**Short exercise**
Exactly the lines from the start of the data below through the line that contains "const navLinks = ['Products', 'Contact'];" are to be copied, with pictures left out.

╭─ Information supplied

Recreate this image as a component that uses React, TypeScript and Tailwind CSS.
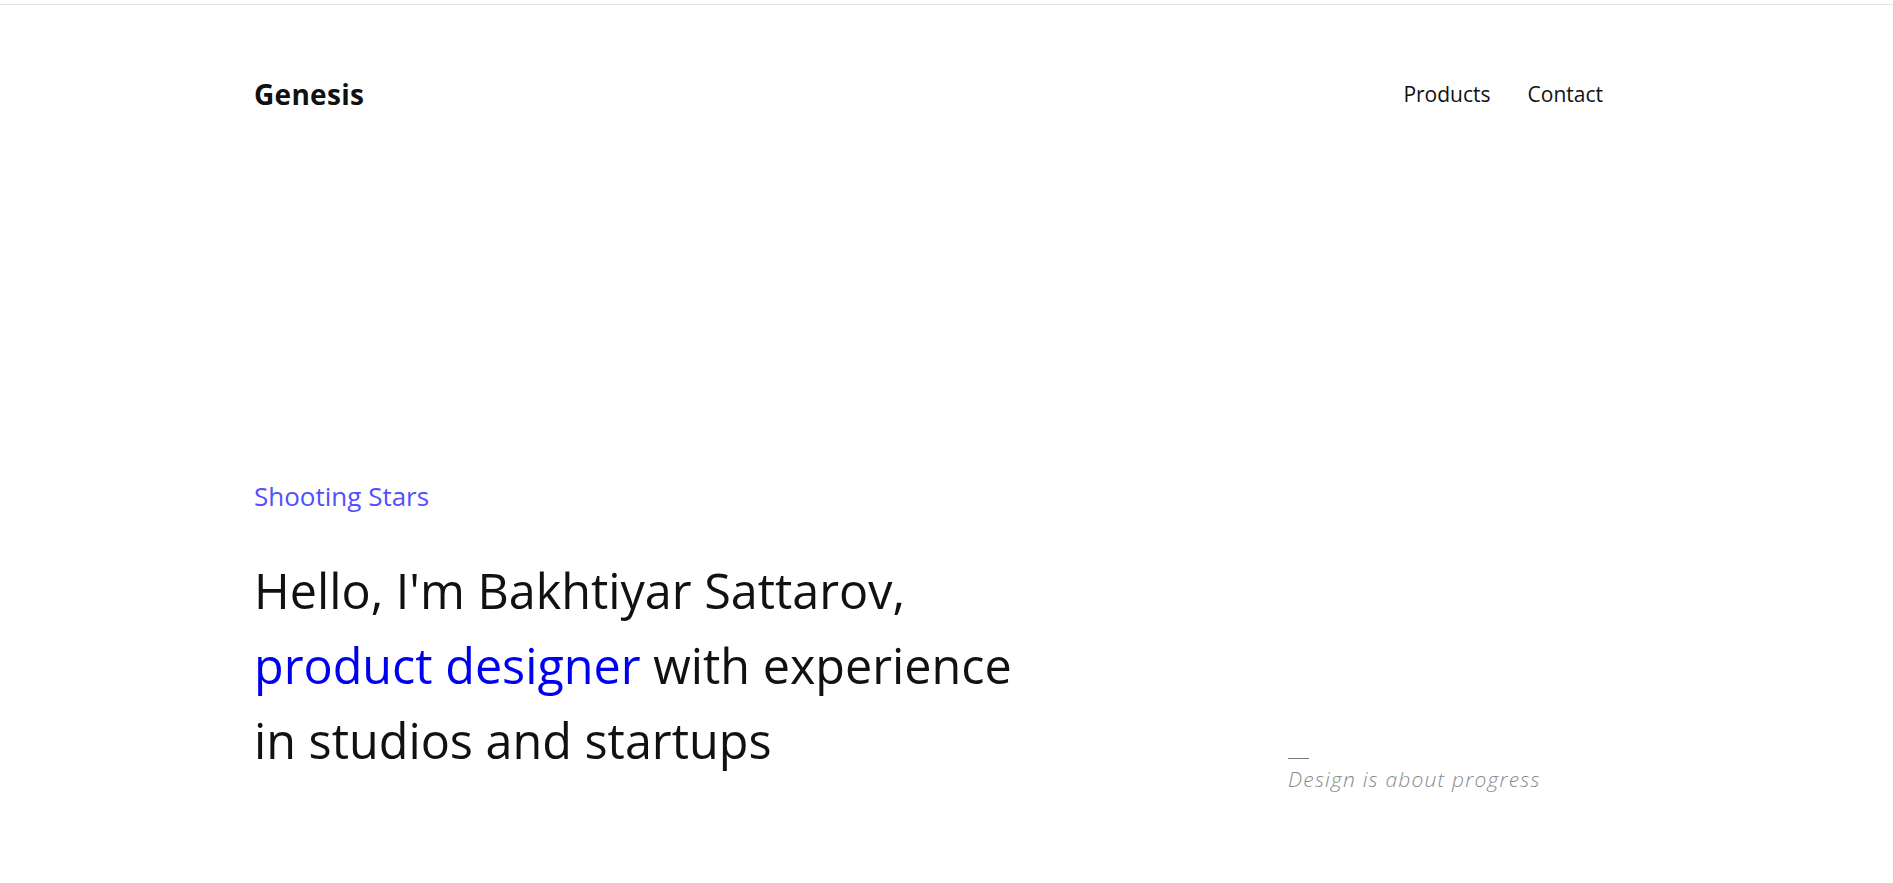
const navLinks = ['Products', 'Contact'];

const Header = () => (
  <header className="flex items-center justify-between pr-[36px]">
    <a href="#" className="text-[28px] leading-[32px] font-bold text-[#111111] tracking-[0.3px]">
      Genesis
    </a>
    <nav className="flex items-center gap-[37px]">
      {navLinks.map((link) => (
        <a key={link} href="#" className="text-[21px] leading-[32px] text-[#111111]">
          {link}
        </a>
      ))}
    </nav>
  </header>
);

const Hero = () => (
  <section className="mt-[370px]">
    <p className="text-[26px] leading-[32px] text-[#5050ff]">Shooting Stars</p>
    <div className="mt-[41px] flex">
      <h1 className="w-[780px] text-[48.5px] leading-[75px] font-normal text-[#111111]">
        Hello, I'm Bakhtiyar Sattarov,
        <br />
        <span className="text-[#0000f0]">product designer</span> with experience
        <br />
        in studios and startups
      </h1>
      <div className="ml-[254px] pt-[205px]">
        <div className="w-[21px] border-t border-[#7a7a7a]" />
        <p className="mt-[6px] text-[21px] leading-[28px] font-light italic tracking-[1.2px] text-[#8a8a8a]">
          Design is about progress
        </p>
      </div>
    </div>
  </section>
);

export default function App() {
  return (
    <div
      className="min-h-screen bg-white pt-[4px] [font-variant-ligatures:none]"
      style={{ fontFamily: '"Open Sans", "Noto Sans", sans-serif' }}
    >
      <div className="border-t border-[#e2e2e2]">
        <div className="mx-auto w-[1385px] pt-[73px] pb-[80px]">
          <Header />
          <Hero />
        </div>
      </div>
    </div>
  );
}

╰─

**Exercise answer**
Recreate this image as a component that uses React, TypeScript and Tailwind CSS.
const navLinks = ['Products', 'Contact'];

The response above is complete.